DATA SECTION:
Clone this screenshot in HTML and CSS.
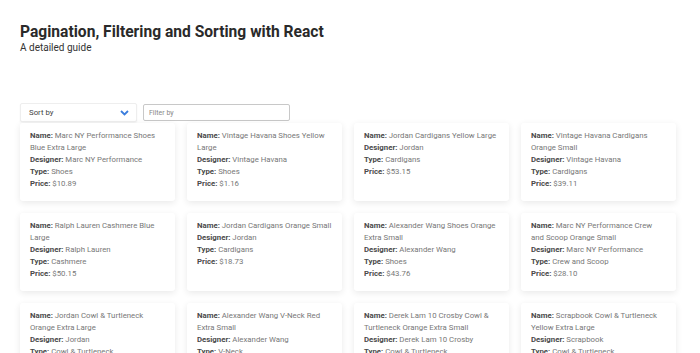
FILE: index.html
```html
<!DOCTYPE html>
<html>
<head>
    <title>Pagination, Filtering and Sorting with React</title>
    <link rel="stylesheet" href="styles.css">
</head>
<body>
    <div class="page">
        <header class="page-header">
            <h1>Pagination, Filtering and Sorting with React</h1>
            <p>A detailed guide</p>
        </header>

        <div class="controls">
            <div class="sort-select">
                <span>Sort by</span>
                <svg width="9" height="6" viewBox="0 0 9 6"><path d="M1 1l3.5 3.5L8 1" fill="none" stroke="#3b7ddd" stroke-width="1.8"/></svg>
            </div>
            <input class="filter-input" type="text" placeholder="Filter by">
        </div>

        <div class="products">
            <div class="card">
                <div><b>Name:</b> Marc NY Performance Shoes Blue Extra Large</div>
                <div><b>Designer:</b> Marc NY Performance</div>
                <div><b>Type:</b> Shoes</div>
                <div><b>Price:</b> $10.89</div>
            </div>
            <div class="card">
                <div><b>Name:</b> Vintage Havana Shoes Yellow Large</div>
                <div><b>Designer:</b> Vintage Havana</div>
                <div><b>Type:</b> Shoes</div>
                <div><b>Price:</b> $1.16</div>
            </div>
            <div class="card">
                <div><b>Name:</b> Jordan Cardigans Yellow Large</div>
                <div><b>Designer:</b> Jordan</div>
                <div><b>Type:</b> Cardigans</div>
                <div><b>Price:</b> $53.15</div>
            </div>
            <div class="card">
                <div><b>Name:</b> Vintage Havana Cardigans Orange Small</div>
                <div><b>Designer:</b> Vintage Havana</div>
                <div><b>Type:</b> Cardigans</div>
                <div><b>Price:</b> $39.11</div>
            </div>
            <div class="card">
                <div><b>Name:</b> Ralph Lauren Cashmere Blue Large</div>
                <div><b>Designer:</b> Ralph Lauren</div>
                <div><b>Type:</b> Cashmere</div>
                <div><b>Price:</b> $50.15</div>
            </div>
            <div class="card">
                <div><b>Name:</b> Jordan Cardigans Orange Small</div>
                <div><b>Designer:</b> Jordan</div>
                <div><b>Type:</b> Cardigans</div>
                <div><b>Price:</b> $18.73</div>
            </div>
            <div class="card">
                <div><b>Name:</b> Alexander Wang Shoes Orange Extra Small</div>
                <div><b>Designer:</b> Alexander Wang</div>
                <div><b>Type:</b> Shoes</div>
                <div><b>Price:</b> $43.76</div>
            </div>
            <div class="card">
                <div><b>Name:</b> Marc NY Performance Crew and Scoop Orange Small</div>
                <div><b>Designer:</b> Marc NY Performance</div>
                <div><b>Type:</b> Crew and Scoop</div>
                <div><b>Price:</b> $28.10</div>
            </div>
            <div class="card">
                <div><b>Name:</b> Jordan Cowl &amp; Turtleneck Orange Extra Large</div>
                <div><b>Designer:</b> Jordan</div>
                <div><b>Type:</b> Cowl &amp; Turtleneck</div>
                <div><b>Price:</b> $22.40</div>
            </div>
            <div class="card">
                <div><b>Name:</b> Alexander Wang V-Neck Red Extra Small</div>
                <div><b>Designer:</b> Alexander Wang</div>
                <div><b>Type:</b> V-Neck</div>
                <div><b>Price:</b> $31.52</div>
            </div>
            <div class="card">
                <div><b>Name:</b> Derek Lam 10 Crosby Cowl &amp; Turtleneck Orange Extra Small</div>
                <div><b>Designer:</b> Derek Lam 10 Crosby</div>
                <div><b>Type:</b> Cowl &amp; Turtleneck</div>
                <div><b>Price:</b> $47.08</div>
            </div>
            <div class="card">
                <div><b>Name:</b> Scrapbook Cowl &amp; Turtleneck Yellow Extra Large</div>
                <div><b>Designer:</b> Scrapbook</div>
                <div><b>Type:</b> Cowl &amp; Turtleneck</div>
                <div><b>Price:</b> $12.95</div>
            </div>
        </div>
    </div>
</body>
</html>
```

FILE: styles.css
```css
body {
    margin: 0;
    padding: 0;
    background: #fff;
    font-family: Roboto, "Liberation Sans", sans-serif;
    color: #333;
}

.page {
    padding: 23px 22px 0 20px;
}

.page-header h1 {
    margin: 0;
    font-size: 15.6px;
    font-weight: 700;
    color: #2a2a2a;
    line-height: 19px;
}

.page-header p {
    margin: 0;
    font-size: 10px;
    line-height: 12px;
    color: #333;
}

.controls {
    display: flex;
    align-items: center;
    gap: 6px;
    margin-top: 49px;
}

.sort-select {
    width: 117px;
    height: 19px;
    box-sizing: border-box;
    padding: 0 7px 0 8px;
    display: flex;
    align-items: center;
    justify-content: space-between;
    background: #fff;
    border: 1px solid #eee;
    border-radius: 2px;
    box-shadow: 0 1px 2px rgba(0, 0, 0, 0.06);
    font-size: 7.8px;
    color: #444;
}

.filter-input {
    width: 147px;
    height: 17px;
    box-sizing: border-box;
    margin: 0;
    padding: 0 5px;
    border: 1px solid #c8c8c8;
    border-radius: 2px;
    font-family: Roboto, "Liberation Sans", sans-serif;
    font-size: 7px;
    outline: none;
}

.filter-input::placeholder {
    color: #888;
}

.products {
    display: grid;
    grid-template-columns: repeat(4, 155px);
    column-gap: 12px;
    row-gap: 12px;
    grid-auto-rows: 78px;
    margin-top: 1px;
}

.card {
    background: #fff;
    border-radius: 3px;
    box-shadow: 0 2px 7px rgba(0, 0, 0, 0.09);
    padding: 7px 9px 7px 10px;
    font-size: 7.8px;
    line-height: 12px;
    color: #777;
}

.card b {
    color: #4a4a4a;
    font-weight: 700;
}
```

EXERCISE PROMPT: Output the material word for word, omitting its pictures.

COMPLETE OUTPUT:
Clone this screenshot in HTML and CSS.
FILE: index.html
```html
<!DOCTYPE html>
<html>
<head>
    <title>Pagination, Filtering and Sorting with React</title>
    <link rel="stylesheet" href="styles.css">
</head>
<body>
    <div class="page">
        <header class="page-header">
            <h1>Pagination, Filtering and Sorting with React</h1>
            <p>A detailed guide</p>
        </header>

        <div class="controls">
            <div class="sort-select">
                <span>Sort by</span>
                <svg width="9" height="6" viewBox="0 0 9 6"><path d="M1 1l3.5 3.5L8 1" fill="none" stroke="#3b7ddd" stroke-width="1.8"/></svg>
            </div>
            <input class="filter-input" type="text" placeholder="Filter by">
        </div>

        <div class="products">
            <div class="card">
                <div><b>Name:</b> Marc NY Performance Shoes Blue Extra Large</div>
                <div><b>Designer:</b> Marc NY Performance</div>
                <div><b>Type:</b> Shoes</div>
                <div><b>Price:</b> $10.89</div>
            </div>
            <div class="card">
                <div><b>Name:</b> Vintage Havana Shoes Yellow Large</div>
                <div><b>Designer:</b> Vintage Havana</div>
                <div><b>Type:</b> Shoes</div>
                <div><b>Price:</b> $1.16</div>
            </div>
            <div class="card">
                <div><b>Name:</b> Jordan Cardigans Yellow Large</div>
                <div><b>Designer:</b> Jordan</div>
                <div><b>Type:</b> Cardigans</div>
                <div><b>Price:</b> $53.15</div>
            </div>
            <div class="card">
                <div><b>Name:</b> Vintage Havana Cardigans Orange Small</div>
                <div><b>Designer:</b> Vintage Havana</div>
                <div><b>Type:</b> Cardigans</div>
                <div><b>Price:</b> $39.11</div>
            </div>
            <div class="card">
                <div><b>Name:</b> Ralph Lauren Cashmere Blue Large</div>
                <div><b>Designer:</b> Ralph Lauren</div>
                <div><b>Type:</b> Cashmere</div>
                <div><b>Price:</b> $50.15</div>
            </div>
            <div class="card">
                <div><b>Name:</b> Jordan Cardigans Orange Small</div>
                <div><b>Designer:</b> Jordan</div>
                <div><b>Type:</b> Cardigans</div>
                <div><b>Price:</b> $18.73</div>
            </div>
            <div class="card">
                <div><b>Name:</b> Alexander Wang Shoes Orange Extra Small</div>
                <div><b>Designer:</b> Alexander Wang</div>
                <div><b>Type:</b> Shoes</div>
                <div><b>Price:</b> $43.76</div>
            </div>
            <div class="card">
                <div><b>Name:</b> Marc NY Performance Crew and Scoop Orange Small</div>
                <div><b>Designer:</b> Marc NY Performance</div>
                <div><b>Type:</b> Crew and Scoop</div>
                <div><b>Price:</b> $28.10</div>
            </div>
            <div class="card">
                <div><b>Name:</b> Jordan Cowl &amp; Turtleneck Orange Extra Large</div>
                <div><b>Designer:</b> Jordan</div>
                <div><b>Type:</b> Cowl &amp; Turtleneck</div>
                <div><b>Price:</b> $22.40</div>
            </div>
            <div class="card">
                <div><b>Name:</b> Alexander Wang V-Neck Red Extra Small</div>
                <div><b>Designer:</b> Alexander Wang</div>
                <div><b>Type:</b> V-Neck</div>
                <div><b>Price:</b> $31.52</div>
            </div>
            <div class="card">
                <div><b>Name:</b> Derek Lam 10 Crosby Cowl &amp; Turtleneck Orange Extra Small</div>
                <div><b>Designer:</b> Derek Lam 10 Crosby</div>
                <div><b>Type:</b> Cowl &amp; Turtleneck</div>
                <div><b>Price:</b> $47.08</div>
            </div>
            <div class="card">
                <div><b>Name:</b> Scrapbook Cowl &amp; Turtleneck Yellow Extra Large</div>
                <div><b>Designer:</b> Scrapbook</div>
                <div><b>Type:</b> Cowl &amp; Turtleneck</div>
                <div><b>Price:</b> $12.95</div>
            </div>
        </div>
    </div>
</body>
</html>
```

FILE: styles.css
```css
body {
    margin: 0;
    padding: 0;
    background: #fff;
    font-family: Roboto, "Liberation Sans", sans-serif;
    color: #333;
}

.page {
    padding: 23px 22px 0 20px;
}

.page-header h1 {
    margin: 0;
    font-size: 15.6px;
    font-weight: 700;
    color: #2a2a2a;
    line-height: 19px;
}

.page-header p {
    margin: 0;
    font-size: 10px;
    line-height: 12px;
    color: #333;
}

.controls {
    display: flex;
    align-items: center;
    gap: 6px;
    margin-top: 49px;
}

.sort-select {
    width: 117px;
    height: 19px;
    box-sizing: border-box;
    padding: 0 7px 0 8px;
    display: flex;
    align-items: center;
    justify-content: space-between;
    background: #fff;
    border: 1px solid #eee;
    border-radius: 2px;
    box-shadow: 0 1px 2px rgba(0, 0, 0, 0.06);
    font-size: 7.8px;
    color: #444;
}

.filter-input {
    width: 147px;
    height: 17px;
    box-sizing: border-box;
    margin: 0;
    padding: 0 5px;
    border: 1px solid #c8c8c8;
    border-radius: 2px;
    font-family: Roboto, "Liberation Sans", sans-serif;
    font-size: 7px;
    outline: none;
}

.filter-input::placeholder {
    color: #888;
}

.products {
    display: grid;
    grid-template-columns: repeat(4, 155px);
    column-gap: 12px;
    row-gap: 12px;
    grid-auto-rows: 78px;
    margin-top: 1px;
}

.card {
    background: #fff;
    border-radius: 3px;
    box-shadow: 0 2px 7px rgba(0, 0, 0, 0.09);
    padding: 7px 9px 7px 10px;
    font-size: 7.8px;
    line-height: 12px;
    color: #777;
}

.card b {
    color: #4a4a4a;
    font-weight: 700;
}
```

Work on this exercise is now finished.